# Given material
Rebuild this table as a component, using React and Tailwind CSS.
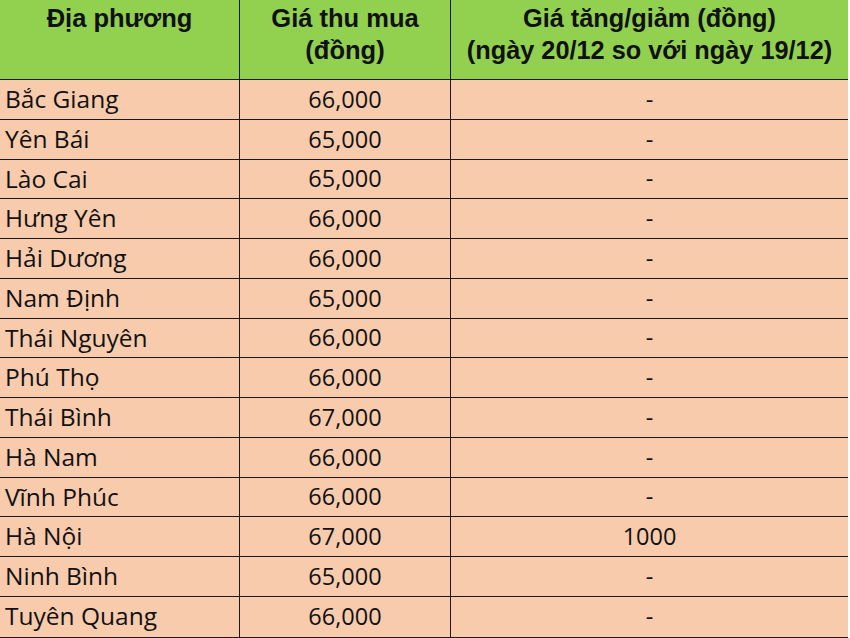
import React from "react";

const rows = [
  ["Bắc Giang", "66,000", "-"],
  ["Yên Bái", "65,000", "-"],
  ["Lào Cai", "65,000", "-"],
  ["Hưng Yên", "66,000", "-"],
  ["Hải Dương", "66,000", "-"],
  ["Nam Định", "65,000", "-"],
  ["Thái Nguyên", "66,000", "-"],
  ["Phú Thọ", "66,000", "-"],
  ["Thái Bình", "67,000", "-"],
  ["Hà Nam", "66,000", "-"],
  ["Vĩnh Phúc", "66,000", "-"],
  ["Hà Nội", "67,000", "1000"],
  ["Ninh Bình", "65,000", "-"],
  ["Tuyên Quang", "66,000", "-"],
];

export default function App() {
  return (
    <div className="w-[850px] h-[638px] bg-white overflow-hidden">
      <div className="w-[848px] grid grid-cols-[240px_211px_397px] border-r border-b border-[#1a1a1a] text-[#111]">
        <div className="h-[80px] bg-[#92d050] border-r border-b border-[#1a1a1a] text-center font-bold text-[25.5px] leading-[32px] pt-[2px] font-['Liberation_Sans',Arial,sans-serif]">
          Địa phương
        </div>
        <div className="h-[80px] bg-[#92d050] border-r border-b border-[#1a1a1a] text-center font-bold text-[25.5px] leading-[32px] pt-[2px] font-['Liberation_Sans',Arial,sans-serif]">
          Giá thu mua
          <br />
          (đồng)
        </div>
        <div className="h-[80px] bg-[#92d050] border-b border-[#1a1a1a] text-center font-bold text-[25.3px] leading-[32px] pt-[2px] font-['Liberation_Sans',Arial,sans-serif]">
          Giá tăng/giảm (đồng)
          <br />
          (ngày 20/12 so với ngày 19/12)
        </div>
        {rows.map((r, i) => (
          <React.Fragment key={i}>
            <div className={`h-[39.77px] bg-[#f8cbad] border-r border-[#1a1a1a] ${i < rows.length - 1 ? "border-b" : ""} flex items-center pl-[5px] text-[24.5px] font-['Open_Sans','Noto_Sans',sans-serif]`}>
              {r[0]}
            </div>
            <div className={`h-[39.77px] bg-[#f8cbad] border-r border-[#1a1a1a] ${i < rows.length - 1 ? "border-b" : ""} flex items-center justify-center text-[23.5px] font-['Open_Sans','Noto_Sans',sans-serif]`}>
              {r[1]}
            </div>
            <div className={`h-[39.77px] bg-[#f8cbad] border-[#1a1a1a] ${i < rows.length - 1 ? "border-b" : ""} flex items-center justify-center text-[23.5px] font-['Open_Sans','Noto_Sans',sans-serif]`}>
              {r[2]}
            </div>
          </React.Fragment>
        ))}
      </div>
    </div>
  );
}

# The request
Transcribe the full listing character for character. Pictures are excluded.

# Exercise answer
Rebuild this table as a component, using React and Tailwind CSS.
import React from "react";

const rows = [
  ["Bắc Giang", "66,000", "-"],
  ["Yên Bái", "65,000", "-"],
  ["Lào Cai", "65,000", "-"],
  ["Hưng Yên", "66,000", "-"],
  ["Hải Dương", "66,000", "-"],
  ["Nam Định", "65,000", "-"],
  ["Thái Nguyên", "66,000", "-"],
  ["Phú Thọ", "66,000", "-"],
  ["Thái Bình", "67,000", "-"],
  ["Hà Nam", "66,000", "-"],
  ["Vĩnh Phúc", "66,000", "-"],
  ["Hà Nội", "67,000", "1000"],
  ["Ninh Bình", "65,000", "-"],
  ["Tuyên Quang", "66,000", "-"],
];

export default function App() {
  return (
    <div className="w-[850px] h-[638px] bg-white overflow-hidden">
      <div className="w-[848px] grid grid-cols-[240px_211px_397px] border-r border-b border-[#1a1a1a] text-[#111]">
        <div className="h-[80px] bg-[#92d050] border-r border-b border-[#1a1a1a] text-center font-bold text-[25.5px] leading-[32px] pt-[2px] font-['Liberation_Sans',Arial,sans-serif]">
          Địa phương
        </div>
        <div className="h-[80px] bg-[#92d050] border-r border-b border-[#1a1a1a] text-center font-bold text-[25.5px] leading-[32px] pt-[2px] font-['Liberation_Sans',Arial,sans-serif]">
          Giá thu mua
          <br />
          (đồng)
        </div>
        <div className="h-[80px] bg-[#92d050] border-b border-[#1a1a1a] text-center font-bold text-[25.3px] leading-[32px] pt-[2px] font-['Liberation_Sans',Arial,sans-serif]">
          Giá tăng/giảm (đồng)
          <br />
          (ngày 20/12 so với ngày 19/12)
        </div>
        {rows.map((r, i) => (
          <React.Fragment key={i}>
            <div className={`h-[39.77px] bg-[#f8cbad] border-r border-[#1a1a1a] ${i < rows.length - 1 ? "border-b" : ""} flex items-center pl-[5px] text-[24.5px] font-['Open_Sans','Noto_Sans',sans-serif]`}>
              {r[0]}
            </div>
            <div className={`h-[39.77px] bg-[#f8cbad] border-r border-[#1a1a1a] ${i < rows.length - 1 ? "border-b" : ""} flex items-center justify-center text-[23.5px] font-['Open_Sans','Noto_Sans',sans-serif]`}>
              {r[1]}
            </div>
            <div className={`h-[39.77px] bg-[#f8cbad] border-[#1a1a1a] ${i < rows.length - 1 ? "border-b" : ""} flex items-center justify-center text-[23.5px] font-['Open_Sans','Noto_Sans',sans-serif]`}>
              {r[2]}
            </div>
          </React.Fragment>
        ))}
      </div>
    </div>
  );
}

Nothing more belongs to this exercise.